For incrementality measurement, run geo holdout tests. Pause creator activity in one region for 30 days, measure the revenue delta, and compare to the commission you would have paid. Most brands find creator programs drive 1.3x to 2.1x blended ROAS when measured this way.
Migration from GRIN or Aspire
If you are migrating off a dedicated platform, the steps:
- Export your creator list including email, handle, tier, and commission rate
- Import into Collabs via CSV or API
- Communicate the platform change to creators with clear instructions
- Generate new codes for each creator in Collabs
- Run both platforms in parallel for 60 days so in-flight campaigns complete
- Deprecate the old platform once the last in-flight payouts clear
Expect 10 to 20 percent of creators to go dormant during migration. Some will not update their links, some will forget to swap codes. Accept the attrition and focus on the creators who actively work with you.
Integration with your retention stack
A creator-acquired customer is not a lower-value customer. They often have higher LTV than paid social acquisitions. Feed the creator acquisition source into Klaviyo so you can segment and analyze.
Our Klaviyo implementation captures First Acquisition Source as a profile property. A creator-acquired customer gets First Acquisition Source equals "creator" and a secondary property for the specific creator code. Now you can run creator-acquired cohorts through the full retention analytics.
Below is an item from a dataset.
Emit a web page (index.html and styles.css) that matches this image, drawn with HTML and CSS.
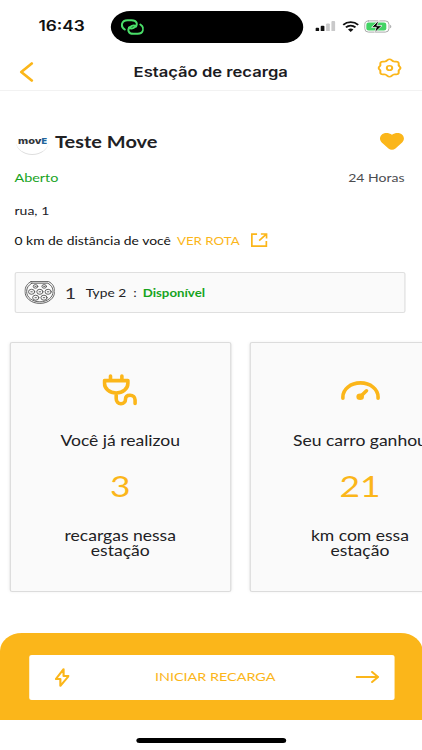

See Klaviyo segmentation for DTC for how these segments compose.
Compliance notes
Collabs handles US 1099 tax reporting automatically. It does not handle:
- FTC disclosure requirements, creators still need to disclose
- International tax reporting outside the US
- State-specific tax handling for creators in California, New York, and others
For FTC disclosure, your creator agreement should specify the required disclosure language. #ad, #sponsored, or a clear statement of paid partnership. Audit creator posts quarterly. Enforcement is rare but fines are significant. Our compliance audits service covers this as part of a broader audit.
Reporting the program
Weekly reporting should cover:
| Metric | Source |
|---|---|
| Active creators | Collabs directory |
| Codes issued | Collabs code report |
| Code usage rate | Codes used divided by codes issued |
| Revenue from creator codes | Collabs revenue report |
| Average order value per code | Collabs order data |
| Commission paid | Collabs payout report |
| Effective commission rate | Commission divided by revenue |
Add a monthly view that compares creator revenue to other acquisition channels. If creator ROAS beats Meta ROAS over a quarter, that is a signal to shift budget.
Our analytics and reporting service builds these dashboards to pull from Collabs and Shopify together.
What to do this week
▸ Audit your current creator program stack and total annual tool spend ▸ Install Shopify Collabs if not already installed ▸ Map your existing creators and commission tiers to Collabs structure ▸ Draft the migration communication if coming from another platform ▸ Update your creator agreement to include UGC rights and FTC disclosure ▸ Add First Acquisition Source to your Klaviyo profile properties ▸ Set up weekly reporting with revenue, commission, and effective rate
Shopify Collabs is not the last word on creator programs. It is the baseline. Start here, measure, and only add tools when you hit specific gaps. Most brands never outgrow it.